Le PNF peut proposer une CJIP à la personne morale poursuivie dès le stade de l’enquête tant que l’action publique n’a pas été mise en mouvement. La convention impose une ou plusieurs obligations comme le versement d’une amende d’un montant proportionné aux avantages tirés des manquements constatés, la soumission à un programme de conformité sous le contrôle de l’AFA24, et s’agissant de la potentielle CJIP environnementale, la réparation effective du préjudice écologique résultant de l’infraction. En cas d’accord à la CJIP par la personne morale mise en cause, le procureur saisit par requête le président du tribunal judiciaire aux fins de validation. Ce dernier évaluera en audience publique le bien-fondé du recours à la CJIP en vérifiant entre autres si la condition d’intérêt public, aux contours imprécis, est remplie25. L’ordonnance de validation ne vaut pas déclaration de culpabilité : elle n’a ni la nature, ni les effets d’une condamnation, et n’emporte pas interdiction de participer aux marchés publics26, l’un des éléments les plus essentiels et critiqués de la CJIP. La personne mise en cause dispose d’un délai de dix jours à compter de la validation pour se rétracter. En cas de non- validation du président du tribunal, de rétraction par la personne morale ou de violation des obligations au titre de la CJIP, le procureur met en mouvement l’action publique sans pouvoir faire état devant les juridictions d’instruction et de jugement des éléments relevés pendant la négociation de la CJIP. L’exécution des obligations de la CJIP éteint en revanche l’action publique27.
S’inscrivant dans un mouvement général favorable aux procédures alternatives, la justice négociée s’est étendue à la criminalité financière alors même qu’elle présente certains inconvénients pour cette matière.
II - Les imperfections des mécanismes de justice négociée en matière de criminalité financière
La CRPC et la CJIP s’inscrivent dans le développement de la justice négociée en matière financière, c’est- à-dire de mécanismes de négociation de la peine. Longtemps souhaitée par les acteurs économiques28, elle offre pour les entreprises transnationales s’adonnant à la corruption une sanction rapide plutôt qu’une exposition publique de leurs pratiques désastreuses pour le développement et le respect des besoins les plus élémentaires de leurs populations.
La CRPC constitue une procédure rompant avec la tradition pénale française en introduisant des mécanismes de négociation dans le procès pénal. Ces éléments nuisent à la portée du rôle de la justice dans les affaires de criminalité financière, a fortiori dans les cas de biens mal acquis.
Tout d’abord, la CRPC opère, par son fonctionnement même, un déplacement du débat judiciaire de la culpabilité vers la sanction29. La reconnaissance de la culpabilité de l’auteur des faits de corruption apparaît désormais bien accessoire puisqu’elle sera subordonnée à la peine proposée par le procureur puis acceptée par le prévenu.

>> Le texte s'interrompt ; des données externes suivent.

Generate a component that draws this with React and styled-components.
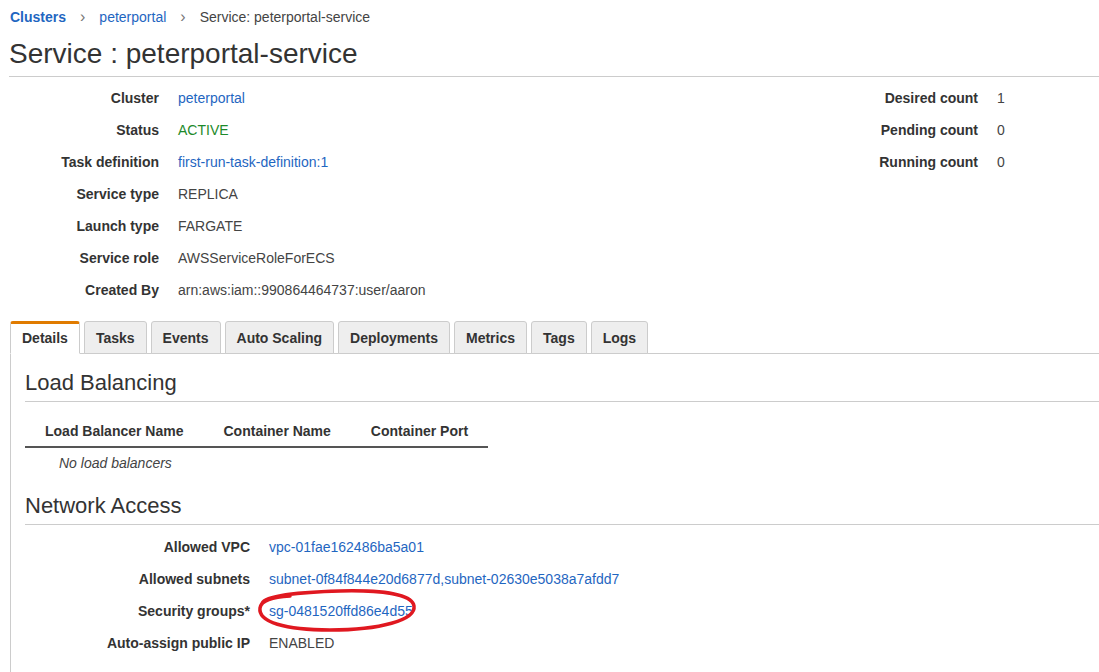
import styled, { createGlobalStyle } from 'styled-components';

const GlobalStyle = createGlobalStyle`
  body {
    margin: 0;
    background: #fff;
    font-family: "Liberation Sans", Arial, sans-serif;
    font-size: 14px;
    color: #444;
  }
`;

const colors = {
  link: '#1f66c1',
  text: '#444',
  label: '#333',
  green: '#1d8a2a',
  border: '#ccc',
  orange: '#e07b00',
};

const Page = styled.div`
  padding: 7px 0 0 9px;
  overflow: hidden;
`;

const Breadcrumb = styled.nav`
  display: flex;
  align-items: center;
  height: 20px;
  line-height: 20px;
  padding-left: 1px;
`;

const Crumb = styled.a`
  color: ${colors.link};
  font-weight: ${(p) => (p.$bold ? 700 : 400)};
  text-decoration: none;
`;

const Sep = styled.span`
  color: #777;
  font-size: 16px;
  margin: 0 14px;
`;

const Current = styled.span`
  color: ${colors.text};
`;

const Title = styled.h1`
  margin: 10px 0 0;
  font-size: 28px;
  line-height: 34px;
  font-weight: 400;
  color: #333;
  padding-bottom: 5px;
  border-bottom: 1px solid ${colors.border};
`;

const Summary = styled.div`
  display: flex;
  justify-content: space-between;
  margin-top: 5px;
`;

const DefList = styled.dl`
  display: grid;
  grid-template-columns: ${(p) => p.$labelWidth}px auto;
  column-gap: 19px;
  align-content: start;
  margin: 0;
  width: ${(p) => (p.$width ? `${p.$width}px` : 'auto')};
`;

const Term = styled.dt`
  text-align: right;
  font-weight: 700;
  color: ${colors.label};
  line-height: 32px;
  white-space: nowrap;
`;

const Value = styled.dd`
  margin: 0;
  line-height: 32px;
  white-space: nowrap;
  position: relative;
  color: ${(p) => (p.$tone === 'link' ? colors.link : p.$tone === 'green' ? colors.green : colors.text)};
`;

const TabBar = styled.div`
  display: flex;
  gap: 4px;
  margin-top: 15px;
  margin-left: 1px;
  border-bottom: 1px solid ${colors.border};
  height: 32px;
`;

const Tab = styled.div`
  box-sizing: border-box;
  height: 33px;
  padding: ${(p) => (p.$active ? '0 11px 2px' : '0 11px')};
  display: flex;
  align-items: center;
  font-weight: 700;
  color: #333;
  border: 1px solid ${colors.border};
  border-radius: 3px 3px 0 0;
  background: ${(p) => (p.$active ? '#fff' : '#eee')};
  border-top: ${(p) => (p.$active ? `3px solid ${colors.orange}` : `1px solid ${colors.border}`)};
  border-bottom: ${(p) => (p.$active ? '1px solid #fff' : `1px solid ${colors.border}`)};
  z-index: ${(p) => (p.$active ? 1 : 0)};
`;

const Panel = styled.div`
  margin-left: 1px;
  border-left: 1px solid ${colors.border};
  padding: 16px 0 40px 14px;
`;

const SectionTitle = styled.h2`
  margin: ${(p) => p.$top || 0}px 0 0;
  font-size: 22px;
  line-height: 26px;
  font-weight: 400;
  color: #333;
  padding-bottom: 5px;
  border-bottom: 1px solid ${colors.border};
`;

const Table = styled.table`
  border-collapse: collapse;
  margin-top: 13px;
`;

const Th = styled.th`
  padding: 0 20px;
  height: 31px;
  text-align: left;
  font-weight: 700;
  color: #333;
  white-space: nowrap;
  border-bottom: 2px solid #555;
`;

const EmptyCell = styled.td`
  padding: 0 0 0 34px;
  height: 29px;
  font-style: italic;
  color: ${colors.text};
`;

const NetworkList = styled(DefList)`
  margin-top: 6px;
`;

const Scribble = styled.svg`
  position: absolute;
  left: -17px;
  top: -9px;
  pointer-events: none;
`;

const tabs = ['Details', 'Tasks', 'Events', 'Auto Scaling', 'Deployments', 'Metrics', 'Tags', 'Logs'];

const serviceInfo = [
  ['Cluster', 'peterportal', 'link'],
  ['Status', 'ACTIVE', 'green'],
  ['Task definition', 'first-run-task-definition:1', 'link'],
  ['Service type', 'REPLICA'],
  ['Launch type', 'FARGATE'],
  ['Service role', 'AWSServiceRoleForECS'],
  ['Created By', 'arn:aws:iam::990864464737:user/aaron'],
];

const counts = [
  ['Desired count', '1'],
  ['Pending count', '0'],
  ['Running count', '0'],
];

function App() {
  return (
    <Page>
      <GlobalStyle />
      <Breadcrumb>
        <Crumb $bold>Clusters</Crumb>
        <Sep>›</Sep>
        <Crumb>peterportal</Crumb>
        <Sep>›</Sep>
        <Current>Service: peterportal-service</Current>
      </Breadcrumb>
      <Title>Service : peterportal-service</Title>

      <Summary>
        <DefList $labelWidth={150}>
          {serviceInfo.map(([label, value, tone]) => (
            <>
              <Term key={label}>{label}</Term>
              <Value key={label + '-v'} $tone={tone}>{value}</Value>
            </>
          ))}
        </DefList>
        <DefList $labelWidth={138} $width={259}>
          {counts.map(([label, value]) => (
            <>
              <Term key={label}>{label}</Term>
              <Value key={label + '-v'}>{value}</Value>
            </>
          ))}
        </DefList>
      </Summary>

      <TabBar>
        {tabs.map((t, i) => (
          <Tab key={t} $active={i === 0}>{t}</Tab>
        ))}
      </TabBar>

      <Panel>
        <SectionTitle>Load Balancing</SectionTitle>
        <Table>
          <thead>
            <tr>
              <Th>Load Balancer Name</Th>
              <Th>Container Name</Th>
              <Th>Container Port</Th>
            </tr>
          </thead>
          <tbody>
            <tr>
              <EmptyCell colSpan={3}>No load balancers</EmptyCell>
            </tr>
          </tbody>
        </Table>

        <SectionTitle $top={16}>Network Access</SectionTitle>
        <NetworkList $labelWidth={225}>
          <Term>Allowed VPC</Term>
          <Value $tone="link">vpc-01fae162486ba5a01</Value>
          <Term>Allowed subnets</Term>
          <Value $tone="link">subnet-0f84f844e20d6877d,subnet-02630e5038a7afdd7</Value>
          <Term>Security groups*</Term>
          <Value $tone="link">
            sg-0481520ffd86e4d55
            <Scribble width="170" height="50" viewBox="0 0 170 50">
              <path
                d="M10 18 C10 10, 48 6, 88 5 C128 4, 160 8, 162 20 C164 34, 128 44, 78 44 C33 44, 6 36, 8 22 C9 14, 23 11, 38 10"
                fill="none"
                stroke="#e01820"
                strokeWidth="3.5"
                strokeLinecap="round"
              />
            </Scribble>
          </Value>
          <Term>Auto-assign public IP</Term>
          <Value>ENABLED</Value>
        </NetworkList>
      </Panel>
    </Page>
  );
}

export default App;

La fonction même de juger en est bouleversée : un juge unique statue sur la culpabilité telle qu’elle est prémâchée par la reconnaissance préalable. Certains y voyaient une dépossession périlleuse du rôle du juge du siège placé bien en retrait30.
Par ailleurs, comme il peut se déduire de son fonctionnement, il convient de noter le poids important du parquet tout au long de la procédure de CRPC. On l’a vu, le procureur suggère le recours à une CRPC, propose la peine sans que le juge de l’homologation ne puisse la moduler contrairement à une procédure pénale classique, et invite les victimes à la procédure. L’ensemble de ces prérogatives n’est pas sans susciter de réserve dans les affaires de biens mal acquis. Mettant en cause des personnalités politiquement exposées selon la définition du code monétaire et financier31, ces affaires sont donc dépendantes de l’activité d’un parquet dont la Cour européenne des droits de l’homme a rappelé à plusieurs reprises une indépendance insuffisante à l’égard de l’exécutif32. Impliquant le plus souvent des forts enjeux diplomatiques, le parquet pourrait faire preuve de frilosité au moment d’apprécier l’opportunité des poursuites dans les dossiers de biens mal acquis. En effet, si l’article 30 du code de procédure pénale interdit les instructions individuelles du ministre de la Justice depuis la loi n° 2013-669 du 25 juillet 2013, rien n’interdirait des instructions générales refrénant les poursuites dans ces dossiers sensibles, notamment de biens mal acquis, au gré des intérêts diplomatiques de la France33.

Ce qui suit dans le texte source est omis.